Clinton beat Obama by nearly 3 to 1 among Latinos. Which was quite interesting, in that Obama was backed by two potent unions with many Latino members, the culinary workers and the service employees. But the turnout at the at-large caucus sites, casinos along the Las Vegas Strip, which were set up to allow lower-income casino workers to participate while working a busy holiday weekend — this is Martin Luther King Day weekend in Vegas, a big-time holiday there — was less than expected. And Clinton confounded expectations, essentially matching Obama along the Vegas Strip and sweeping to a big win in the Las Vegas metropolitan area.

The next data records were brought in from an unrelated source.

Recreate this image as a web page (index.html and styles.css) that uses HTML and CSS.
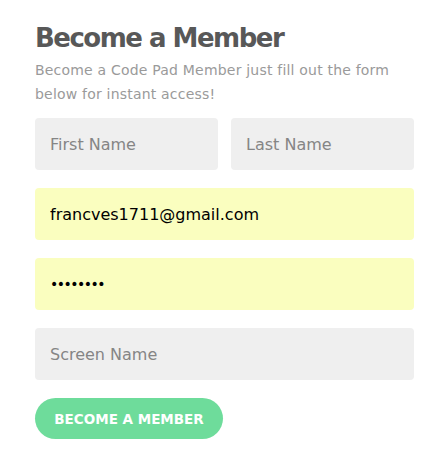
FILE: index.html
```html
<!DOCTYPE html>
<html>
<head>
<meta charset="utf-8">
<link rel="stylesheet" href="styles.css">
</head>
<body>
<main class="signup">
  <h1 class="title">Become a Member</h1>
  <p class="lead">Become a Code Pad Member just fill out the form below for instant access!</p>
  <form class="form">
    <div class="row">
      <input class="field" type="text" placeholder="First Name">
      <input class="field" type="text" placeholder="Last Name">
    </div>
    <input class="field filled" type="email" value="francves1711@gmail.com">
    <input class="field filled secret" type="password" value="12345678">
    <input class="field" type="text" placeholder="Screen Name">
    <div><button class="btn" type="button">BECOME A MEMBER</button></div>
  </form>
</main>
</body>
</html>
```
FILE: styles.css
```css
* { box-sizing: border-box; }
body {
  margin: 0;
  background: #fff;
  font-family: "DejaVu Sans", "Noto Sans", sans-serif;
}
.signup {
  width: 379px;
  margin: 0 0 0 35px;
  padding-top: 22px;
}
.title {
  margin: 0;
  font-size: 26px;
  line-height: 32px;
  font-weight: bold;
  letter-spacing: -1.5px;
  color: #585858;
}
.lead {
  margin: 4px 0 0;
  font-size: 14px;
  line-height: 24px;
  letter-spacing: 0.2px;
  color: #9a9a9a;
}
.form {
  margin-top: 12px;
  display: flex;
  flex-direction: column;
  gap: 18px;
}
.row {
  display: grid;
  grid-template-columns: 1fr 1fr;
  gap: 13px;
}
.field {
  display: block;
  width: 100%;
  height: 52px;
  border: 0;
  border-radius: 4px;
  background: #efefef;
  padding: 0 15px;
  font-family: inherit;
  font-size: 16px;
  color: #000;
  outline: none;
}
.field::placeholder { color: #858585; }
.filled { background: #fafebf; }
.secret { font-size: 14px; letter-spacing: -1.5px; }
.btn {
  height: 41px;
  width: 188px;
  border: 0;
  border-radius: 21px;
  background: #6edc9b;
  color: #fff;
  font-family: inherit;
  font-weight: bold;
  font-size: 13.5px;
  padding: 0;
}
```
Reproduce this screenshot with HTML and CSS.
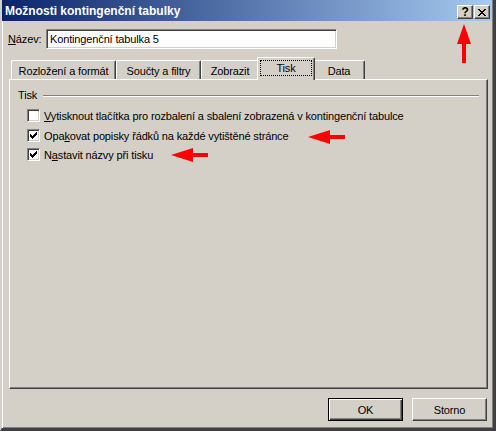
FILE: index.html
```html
<!DOCTYPE html>
<html lang="cs">
    <head>
        <meta charset="UTF-8">
        <meta name="viewport" content="width=device-width, initial-scale=1.0">
        <title>Možnosti kontingenční tabulky</title>
        <link rel="stylesheet" href="styles.css">
    </head>
    <body>

        <div class="window">
            <!-- Title Bar -->
            <div class="titlebar">
                <span class="title">Možnosti kontingenční tabulky</span>
                <div class="caption-buttons">
                    <div class="caption-btn help">?</div>
                    <div class="caption-btn close">
                        <svg width="8" height="7" viewBox="0 0 8 7" shape-rendering="crispEdges">
                            <path d="M0 0h2v1H0z M6 0h2v1H6z M1 1h2v1H1z M5 1h2v1H5z M2 2h4v1H2z M3 3h2v1H3z M2 4h4v1H2z M1 5h2v1H1z M5 5h2v1H5z M0 6h2v1H0z M6 6h2v1H6z" fill="#000"/>
                        </svg>
                    </div>
                </div>
            </div>

            <div class="content">
                <!-- Name -->
                <div class="name-row">
                    <span class="name-label"><u>N</u>ázev:</span>
                    <div class="textbox">Kontingenční tabulka 5</div>
                </div>

                <!-- Tabs -->
                <div class="tabs">
                    <div class="tab tab-layout">Rozložení a formát</div>
                    <div class="tab tab-totals">Součty a filtry</div>
                    <div class="tab tab-display">Zobrazit</div>
                    <div class="tab tab-print active"><span class="focus">Tisk</span></div>
                    <div class="tab tab-data">Data</div>
                </div>

                <div class="panel">
                    <div class="group-title">
                        <span>Tisk</span>
                        <div class="group-line"></div>
                    </div>

                    <div class="option">
                        <span class="checkbox"></span>
                        <span class="option-text"><u>V</u>ytisknout tlačítka pro rozbalení a sbalení zobrazená v kontingenční tabulce</span>
                    </div>
                    <div class="option">
                        <span class="checkbox checked">
                            <svg width="9" height="9" viewBox="0 0 9 9" shape-rendering="crispEdges"><path d="M1 3h1v3H1z M2 4h1v3H2z M3 5h1v3H3z M4 4h1v3H4z M5 3h1v3H5z M6 2h1v3H6z M7 1h1v3H7z" fill="#000"/></svg>
                        </span>
                        <span class="option-text">Opa<u>k</u>ovat popisky řádků na každé vytištěné stránce</span>
                    </div>
                    <div class="option">
                        <span class="checkbox checked">
                            <svg width="9" height="9" viewBox="0 0 9 9" shape-rendering="crispEdges"><path d="M1 3h1v3H1z M2 4h1v3H2z M3 5h1v3H3z M4 4h1v3H4z M5 3h1v3H5z M6 2h1v3H6z M7 1h1v3H7z" fill="#000"/></svg>
                        </span>
                        <span class="option-text">N<u>a</u>stavit názvy při tisku</span>
                    </div>
                </div>

                <!-- Dialog Buttons -->
                <div class="dialog-buttons">
                    <div class="button default">OK</div>
                    <div class="button">Storno</div>
                </div>
            </div>
        </div>

        <!-- Red annotation arrows -->
        <svg class="annotations" width="496" height="431" viewBox="0 0 496 431">
            <polygon points="464,24 471,44 466,44 466,63 462,63 462,44 457,44" fill="#FF0000"/>
            <polygon points="308,137 330,130 330,135 345,135 345,139 330,139 330,144" fill="#FF0000"/>
            <polygon points="171,155 193,148 193,153 208,153 208,157 193,157 193,162" fill="#FF0000"/>
        </svg>

    </body>
</html>
```

FILE: styles.css
```css
/* Page */
body {
  margin: 0;
  font-family: "Liberation Sans", Arial, sans-serif;
  font-size: 11px;
  letter-spacing: -0.14px;
  color: #000;
}

/* Window frame */
.window {
  width: 496px;
  height: 431px;
  box-sizing: border-box;
  background-color: #D4D0C8;
  border-left: 2px solid #D4D0C8;
  border-right: 3px solid #404040;
  border-bottom: 3px solid #404040;
  box-shadow: inset 1px 0 0 #FFFFFF, inset -1px -1px 0 #808080;
  display: flex;
  flex-direction: column;
}

/* Title Bar */
.titlebar {
  height: 21px;
  margin-right: 1px;
  display: flex;
  align-items: center;
  justify-content: space-between;
  background: linear-gradient(to right, #0A246A, #A6CAF0);
}

.title {
  color: white;
  font-weight: bold;
  font-size: 12px;
  letter-spacing: 0;
  padding-left: 3px;
  padding-top: 1px;
}

.caption-buttons {
  display: flex;
  margin-right: 2px;
  margin-top: 3px;
  gap: 1px;
}

.caption-btn {
  width: 16px;
  height: 14px;
  box-sizing: border-box;
  background-color: #D4D0C8;
  border-top: 1px solid #FFFFFF;
  border-left: 1px solid #FFFFFF;
  border-right: 1px solid #404040;
  border-bottom: 1px solid #404040;
  box-shadow: inset -1px -1px 0 #808080;
  display: flex;
  align-items: center;
  justify-content: center;
}

.caption-btn.help {
  font-weight: bold;
  font-size: 12px;
  line-height: 12px;
}

.caption-btn.close svg {
  margin-right: 1px;
}

/* Content */
.content {
  flex: 1;
  padding: 8px 5px 7px 6px;
  display: flex;
  flex-direction: column;
}

.name-row {
  display: flex;
  align-items: center;
  height: 20px;
}

.name-label {
  width: 38px;
}

.textbox {
  width: 291px;
  height: 20px;
  box-sizing: border-box;
  background-color: white;
  border-top: 1px solid #808080;
  border-left: 1px solid #808080;
  border-right: 1px solid #FFFFFF;
  border-bottom: 1px solid #FFFFFF;
  box-shadow: inset 1px 1px 0 #404040, inset -1px -1px 0 #D4D0C8;
  padding: 3px 0 0 3px;
}

/* Tabs */
.tabs {
  display: flex;
  align-items: flex-end;
  height: 22px;
  margin-top: 8px;
  margin-left: 1px;
  padding-left: 2px;
}

.tab {
  height: 19px;
  box-sizing: border-box;
  border-top: 1px solid #FFFFFF;
  border-left: 1px solid #FFFFFF;
  border-right: 1px solid #404040;
  box-shadow: inset -1px 0 0 #808080;
  border-radius: 2px 2px 0 0;
  display: flex;
  align-items: center;
  justify-content: center;
  padding-top: 1px;
}

.tab-layout { width: 105px; }
.tab-totals { width: 85px; }
.tab-display { width: 58px; }
.tab-print { width: 54px; }
.tab-data { width: 52px; }

.tab.active {
  width: 58px;
  height: 23px;
  margin: 0 -2px -1px;
  position: relative;
  z-index: 1;
  background-color: #D4D0C8;
  padding-top: 0;
  padding-bottom: 2px;
}

.focus {
  border: 1px dotted #000;
  padding: 1px 15px 1px 15px;
}

/* Tab Panel */
.panel {
  height: 310px;
  box-sizing: border-box;
  margin-left: 1px;
  border-top: 1px solid #FFFFFF;
  border-left: 1px solid #FFFFFF;
  border-right: 1px solid #404040;
  border-bottom: 1px solid #404040;
  box-shadow: inset -1px -1px 0 #808080;
  padding: 9px 8px 0 8px;
}

.group-title {
  display: flex;
  align-items: flex-start;
  height: 13px;
  line-height: 13px;
}

.group-line {
  flex: 1;
  height: 1px;
  margin: 6px 0 0 6px;
  background-color: #808080;
  border-bottom: 1px solid #FFFFFF;
}

.option {
  display: flex;
  align-items: center;
  height: 19px;
  margin-left: 9px;
}

.group-title + .option {
  margin-top: 4px;
  margin-bottom: 1px;
}

/* Checkbox */
.checkbox {
  width: 13px;
  height: 13px;
  box-sizing: border-box;
  background-color: white;
  border-top: 1px solid #808080;
  border-left: 1px solid #808080;
  border-right: 1px solid #FFFFFF;
  border-bottom: 1px solid #FFFFFF;
  box-shadow: inset 1px 1px 0 #404040, inset -1px -1px 0 #D4D0C8;
  padding: 1px;
  margin-right: 4px;
}

.checkbox svg {
  display: block;
}

/* Dialog Buttons */
.dialog-buttons {
  display: flex;
  justify-content: flex-end;
  gap: 9px;
  margin-top: 9px;
  margin-right: 1px;
}

.button {
  width: 75px;
  height: 23px;
  box-sizing: border-box;
  border-top: 1px solid #FFFFFF;
  border-left: 1px solid #FFFFFF;
  border-right: 1px solid #404040;
  border-bottom: 1px solid #404040;
  box-shadow: inset -1px -1px 0 #808080;
  display: flex;
  align-items: center;
  justify-content: center;
}

.button.default {
  border: 1px solid #000;
  box-shadow: inset 1px 1px 0 #FFFFFF, inset -1px -1px 0 #404040, inset -2px -2px 0 #808080;
}

/* Annotations */
.annotations {
  position: absolute;
  left: 0;
  top: 0;
  pointer-events: none;
}
```
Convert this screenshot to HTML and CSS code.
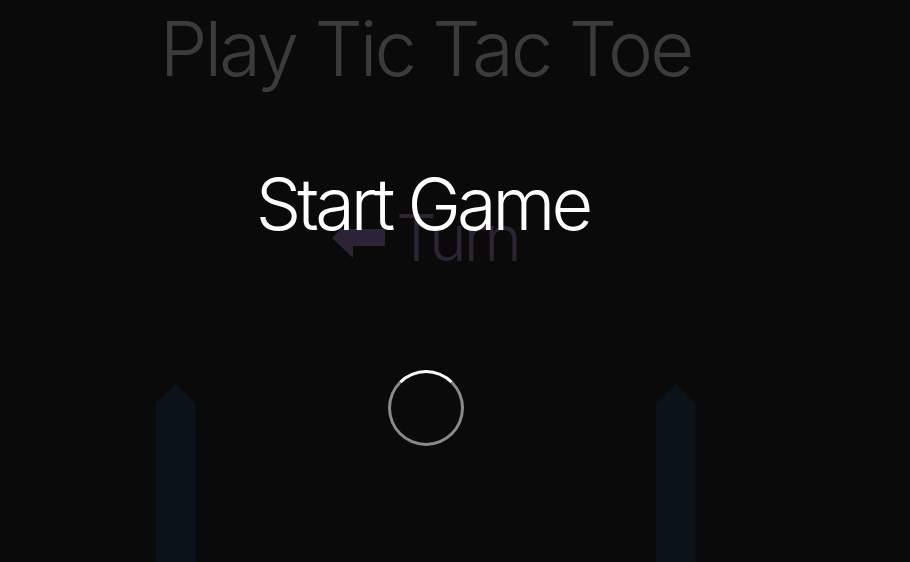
FILE: index.html
```html
<!DOCTYPE html>
<html lang="en">
<head>
<meta charset="utf-8">
<title>Play Tic Tac Toe</title>
<link rel="stylesheet" href="styles.css">
</head>
<body>
<div class="page">
  <h1 class="title">Play Tic Tac Toe</h1>
  <div class="turn">
    <svg class="turn-arrow" width="54" height="30" viewBox="0 0 54 30"><polygon points="0,9 9,0 53,0 53,17 21,17 21,29" fill="currentColor"/></svg>
    <span class="turn-label">Turn</span>
  </div>
  <div class="board">
    <div class="pencil"></div>
    <div class="pencil"></div>
  </div>
  <div class="overlay">
    <div class="start">Start Game</div>
    <div class="spinner"></div>
  </div>
</div>
</body>
</html>
```
FILE: styles.css
```css
html, body {
  margin: 0;
  height: 100%;
  background: #0a0a0a;
  overflow: hidden;
}
body {
  font-family: Inter, "Noto Sans", sans-serif;
}
.page {
  position: relative;
  width: 851px;
  height: 562px;
  display: flex;
  flex-direction: column;
  align-items: center;
}
.title {
  margin: 10px 0 0;
  font-size: 76px;
  line-height: 1;
  font-weight: 300;
  color: #3b3b3b;
  letter-spacing: -3px;
}
.turn {
  margin-top: 120px;
  display: flex;
  align-items: center;
  gap: 10px;
  color: #2c2337;
}
.turn-arrow {
  margin-top: 12px;
}
.turn-label {
  font-size: 64px;
  line-height: 1;
  font-weight: 300;
  letter-spacing: -3px;
}
.board {
  margin-top: 114px;
  flex: 1;
  display: flex;
  gap: 460px;
}
.pencil {
  width: 40px;
  background: #0b1219;
  clip-path: polygon(50% 0, 100% 19px, 100% 100%, 0 100%, 0 19px);
}
.overlay {
  position: absolute;
  inset: 0;
  display: flex;
  flex-direction: column;
  align-items: center;
}
.start {
  margin: 168px 6px 0 0;
  font-size: 72px;
  line-height: 1;
  font-weight: 300;
  color: #ffffff;
  letter-spacing: -4px;
}
.spinner {
  margin-top: 130px;
  width: 70px;
  height: 70px;
  border-radius: 50%;
  border: 3px solid #8a8a8a;
  border-top-color: #ffffff;
}
```
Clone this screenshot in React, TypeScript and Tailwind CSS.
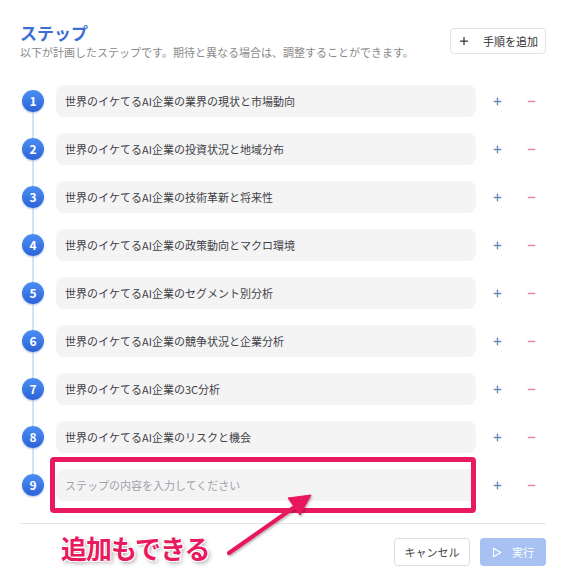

This more than matched Obama’s wins in most of Nevada’s other counties. Hillary’s ability to win big among Latinos, even when many of their leaders, such as in the unions I mentioned, went with Obama, raises very interesting questions about the internal racial politics of the Democratic Party as the first very serious black candidate for president continues his closely fought contest with the former first lady. Reports from around the state indicate that the big labor forces backing Obama found it tough to deliver for him. At issue, Latino workers pushed to vote for an African American. And so the race issue reared its head in yet another way this year.

If Obama can’t do much better with Latino voters, he won’t be able to win the California primary, the biggest prize on February 5th. Hillary leads here and has a strong organization, but independents voters — who generally favor Obama — are shut out of the Republican primary and could give him a big boost.

He has time to rethink his approach on Latinos, since this week’s contest, the Saturday primary in South Carolina, doesn’t have many Latinos. Perhaps half the vote will be African American, and there Obama has overtaken the Clintons’ longstanding edge. Hillary led for a long time in South Carolina, but now Obama has the lead. He needs a sizable win to stay in the race with the formidable Clinton political machine.

Speaking of the Clintons, another fascinating thing to watch this week will be the behavior of the former president. He’s gotten very aggressive in promoting his wife’s candidacy, attacking Obama personally, getting visibly upset with a TV reporter questioning him about the lawsuit he backed to block those at-large caucuses on the Las Vegas Strip.

Unfortunately, I missed his performance on Saturday when he personally campaigned inside a caucus site at the Mirage on the Vegas Strip. I wish I could have beamed over there to see it.

Old friend and colleague Marc Cooper was there, and reports that Clinton, accompanied by longtime fundraising honcho Terry McAuliffe, the ex-Democratic national chairman, aggressively buttonholed the various maids and bellhops gathering to cast their caucus votes. Some were apparently intimidated.

Clinton is certainly behaving in an unusual way for a president of the United States. I don’t remember former President Bush attacking John McCain when his son was running in 2000. But politics ain’t beanbag, and its safe to say that Bill Clinton really does want Hillary to win.